Following on from our This Much We Know event which looked retrospectively at Dundee’s creative past, Jim Marshall and Chic Harper of former communications agency, Baillie Marshall have sent on some more information about how they landed one of their biggest clients, TSB. Here’s how it all happened…
“One of the stipulations in the brief, was that the winning agency had to have an office in Edinburgh. We didn’t, but our Dundee landlord did and they were willing to rent us the storeroom in their George Street premises. On the Sunday before the Monday pitch we were laying carpets and installing furniture in this storeroom.

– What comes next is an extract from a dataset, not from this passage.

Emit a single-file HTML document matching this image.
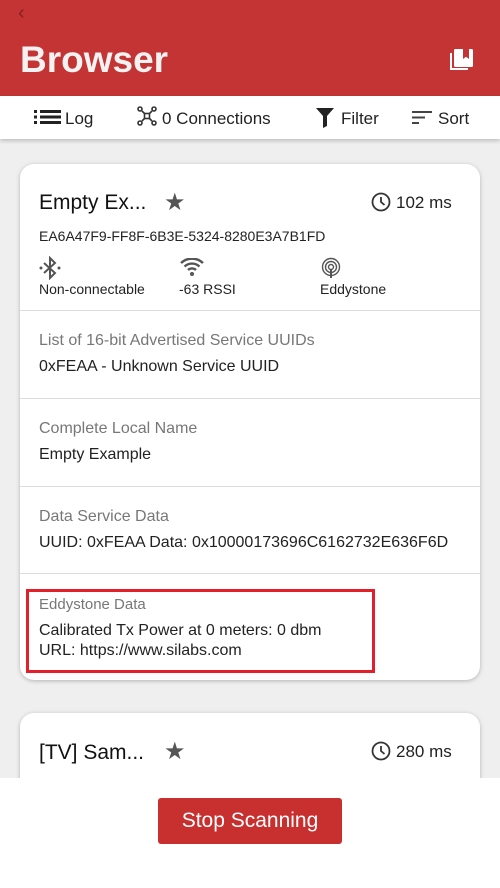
<!DOCTYPE html><html><head><style>
body{margin:0;width:500px;height:888px;overflow:hidden;background:#efefef;font-family:"Liberation Sans",sans-serif;position:relative}
.hdr{position:absolute;top:0;left:0;width:500px;height:96px;background:#c43434}
.hdr h1{position:absolute;left:20px;top:39px;margin:0;font-weight:bold;font-size:37px;color:#f2f2f2}
.tb{position:absolute;top:96px;left:0;width:500px;height:43px;background:#fff;box-shadow:0 2px 4px rgba(0,0,0,.2);font-size:17px;color:#222}
.tb span{position:absolute;top:13px}
.card{position:absolute;left:20px;width:460px;background:#fff;border-radius:14px;box-shadow:0 1px 4px rgba(0,0,0,.25)}
.t{position:absolute;white-space:nowrap}
.sec{position:absolute;left:0;width:460px;border-top:1px solid #ddd}
.g{color:#777;font-size:16px}.b{color:#222;font-size:16px}
</style></head><body>
<div class="hdr"><div class="t" style="left:18px;top:2px;color:#8a2020;font-size:20px">‹</div><h1>Browser</h1>
<svg style="position:absolute;left:449px;top:48px" width="25" height="24" viewBox="0 0 25 24"><path d="M1 5v17h18v-2H3V5z" fill="#fff"/><rect x="5" y="1" width="19" height="18" rx="1.5" fill="#fff"/><path d="M14 1h6v10l-3-2.3L14 11z" fill="#c43434"/></svg></div>
<div class="tb">
<svg style="position:absolute;left:34px;top:14px" width="27" height="14"><g fill="#222"><rect x="0" y="0" width="3" height="3"/><rect x="0" y="5.5" width="3" height="3"/><rect x="0" y="11" width="3" height="3"/><rect x="6" y="0" width="21" height="3"/><rect x="6" y="5.5" width="21" height="3"/><rect x="6" y="11" width="21" height="3"/></g></svg>
<span style="left:65px">Log</span>
<svg style="position:absolute;left:137px;top:10px" width="20" height="20" viewBox="0 0 20 20" fill="none" stroke="#333" stroke-width="1.6"><circle cx="3" cy="3" r="2"/><circle cx="17" cy="3" r="2"/><circle cx="3" cy="17" r="2"/><circle cx="17" cy="17" r="2"/><path d="M5 5l3 3M15 5l-3 3M5 15l3-3M15 15l-3-3"/><rect x="7.5" y="7.5" width="5" height="5"/></svg>
<span style="left:162px">0 Connections</span>
<svg style="position:absolute;left:316px;top:12px" width="18" height="20"><path d="M0 0h18l-7 8v10l-4 2V8z" fill="#222"/></svg>
<span style="left:341px">Filter</span>
<svg style="position:absolute;left:412px;top:15px" width="20" height="13"><g fill="#444"><rect width="20" height="2"/><rect y="5.5" width="13" height="2"/><rect y="11" width="7" height="2"/></g></svg>
<span style="left:438px">Sort</span></div>

<div class="card" style="top:164px;height:516px">
<div class="t" style="left:19px;top:27px;font-size:21px;color:#111">Empty Ex...</div>
<div class="t" style="left:144px;top:24px;font-size:24px;color:#555">★</div>
<svg style="position:absolute;left:351px;top:28px" width="20" height="20"><circle cx="10" cy="10" r="8.5" fill="none" stroke="#333" stroke-width="1.8"/><path d="M10 5v5l3.5 3" stroke="#333" stroke-width="1.8" fill="none"/></svg>
<div class="t b" style="left:376px;top:29px;font-size:17px">102 ms</div>
<div class="t b" style="left:19px;top:64px;font-size:14px">EA6A47F9-FF8F-6B3E-5324-8280E3A7B1FD</div>
<svg style="position:absolute;left:19px;top:92px" width="22" height="24" viewBox="0 0 22 24"><path d="M5 7l11 10-5 5V2l5 5L5 17" fill="none" stroke="#555" stroke-width="2"/><circle cx="2" cy="12" r="1.5" fill="#555"/><circle cx="20" cy="12" r="1.5" fill="#555"/></svg>
<svg style="position:absolute;left:160px;top:94px" width="24" height="18" viewBox="0 0 24 18"><path d="M1 5a16 16 0 0 1 22 0M4.5 8.5a11 11 0 0 1 15 0M8 12a6 6 0 0 1 8 0" stroke="#555" stroke-width="2.4" fill="none"/><circle cx="12" cy="16" r="2" fill="#555"/></svg>
<svg style="position:absolute;left:301px;top:93px" width="20" height="22"><g fill="none" stroke="#555" stroke-width="1.4"><circle cx="10" cy="10" r="2.5"/><circle cx="10" cy="10" r="5.5"/><circle cx="10" cy="10" r="8.5"/></g><path d="M10 12v9" stroke="#555" stroke-width="2"/></svg>
<div class="t b" style="left:19px;top:117px;font-size:14px">Non-connectable</div>
<div class="t b" style="left:159px;top:117px;font-size:14px">-63 RSSI</div>
<div class="t b" style="left:300px;top:117px;font-size:14px">Eddystone</div>
<div class="sec" style="top:146px"><div class="t g" style="left:19px;top:21px">List of 16-bit Advertised Service UUIDs</div><div class="t b" style="left:19px;top:47px">0xFEAA - Unknown Service UUID</div></div>
<div class="sec" style="top:234px"><div class="t g" style="left:19px;top:21px">Complete Local Name</div><div class="t b" style="left:19px;top:47px">Empty Example</div></div>
<div class="sec" style="top:322px"><div class="t g" style="left:19px;top:21px">Data Service Data</div><div class="t b" style="left:19px;top:47px">UUID: 0xFEAA Data: 0x10000173696C6162732E636F6D</div></div>
<div class="sec" style="top:409px"></div>
<div style="position:absolute;left:6px;top:425px;width:349px;height:84px;border:3px solid #e3202a;box-sizing:border-box"></div>
<div class="t g" style="left:19px;top:432px;font-size:15px">Eddystone Data</div>
<div class="t b" style="left:19px;top:458px">Calibrated Tx Power at 0 meters: 0 dbm</div>
<div class="t b" style="left:19px;top:478px">URL: https://www.silabs.com</div>
</div>

<div class="card" style="top:713px;height:140px">
<div class="t" style="left:19px;top:28px;font-size:21px;color:#111">[TV] Sam...</div>
<div class="t" style="left:144px;top:24px;font-size:24px;color:#555">★</div>
<svg style="position:absolute;left:351px;top:28px" width="20" height="20"><circle cx="10" cy="10" r="8.5" fill="none" stroke="#333" stroke-width="1.8"/><path d="M10 5v5l3.5 3" stroke="#333" stroke-width="1.8" fill="none"/></svg>
<div class="t b" style="left:376px;top:29px;font-size:17px">280 ms</div>
</div>
<div style="position:absolute;left:0;top:778px;width:500px;height:110px;background:#fff"></div>
<div style="position:absolute;left:158px;top:798px;width:184px;height:46px;background:#c8302f;border-radius:3px;color:#fff;font-size:21px;text-align:center;line-height:46px">Stop Scanning</div>
</body></html>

The brief was aimed at encouraging teenagers to re-appraise the bank. OUR own views of TSB was not good. How do you tell a client that their image is tired and pedestrian? We decided to let the target audience do that for us, so we got out on the streets of the four Scottish cities and filmed teenagers answering the question “What do you think of the TSB?” The answers surprised us. While we did get a lot of negative comment, we also found a broad opinion that “Well they used to be bad, but they are trying”. This was partly due to a TV campaign that had been produced by their London agency, J Walter Thompson, which was establishing TSB as “The Bank that likes to say YES”. In a specific advert highlighting the amalgamation of the regional banks into one, they’d produced a commercial, featuring young staff and modern equipment/premises, the bank explained that “Other banks will tell you about their past, we’d like to tell you about the bank of the future – TSB – Tomorrow’s Scottish Bank”.
One of the first things that Chic and Jim Grieg, our creative directors, realised, was that they themselves were too old for this brief. The youngest member of the creative team was a technician called John Ray, so he was tasked with coming up with an answer. Enlisting the help of a young art college friend, Alan Linn, the pair of them came up with some graphic images on posters and press ads, (that I thought were strange). However, Jim and Chic turned them into an “Altered Image” campaign, bringing in Claire Grogan and the band Altered Images to produce a jingle/record “Move on Up”. We recorded the jingle in our basement, where we’d recently set up a studio – eventually to become Inner City Sound – with the help of Alan McGlone and Donnie Coutts.
So we had our “office”, we’d researched the teenage market to find out the size of our task and we now had the campaign. But we were one of six pitching agencies, with little or no track record, pitching for a piece of business that would triple our annual turnover. How could we gain credibility? What we did was re-film JWT’s launch commercial, replacing images of the bank’s staff, technology and premises, with ours. “Other agencies will tell you about their past, we’d like to tell you about the agency of the future…and we’d like to hear the word you like to say – YES.”
We’d never before, or since, had a round of applause from a client, but we did that day. It was then that Peter got up and said “Thank you, but gentlemen, if you like the campaign that we are about to present to you, don’t hire us.” His point being, it was teenagers that were the target, not them. Something that appealed to them, would not work for their sons and daughters.
There’s nothing in the world like it, when you are told you’ve won an account, after all the long hours, heartache and effort, particularly when it’s worth over £1m.”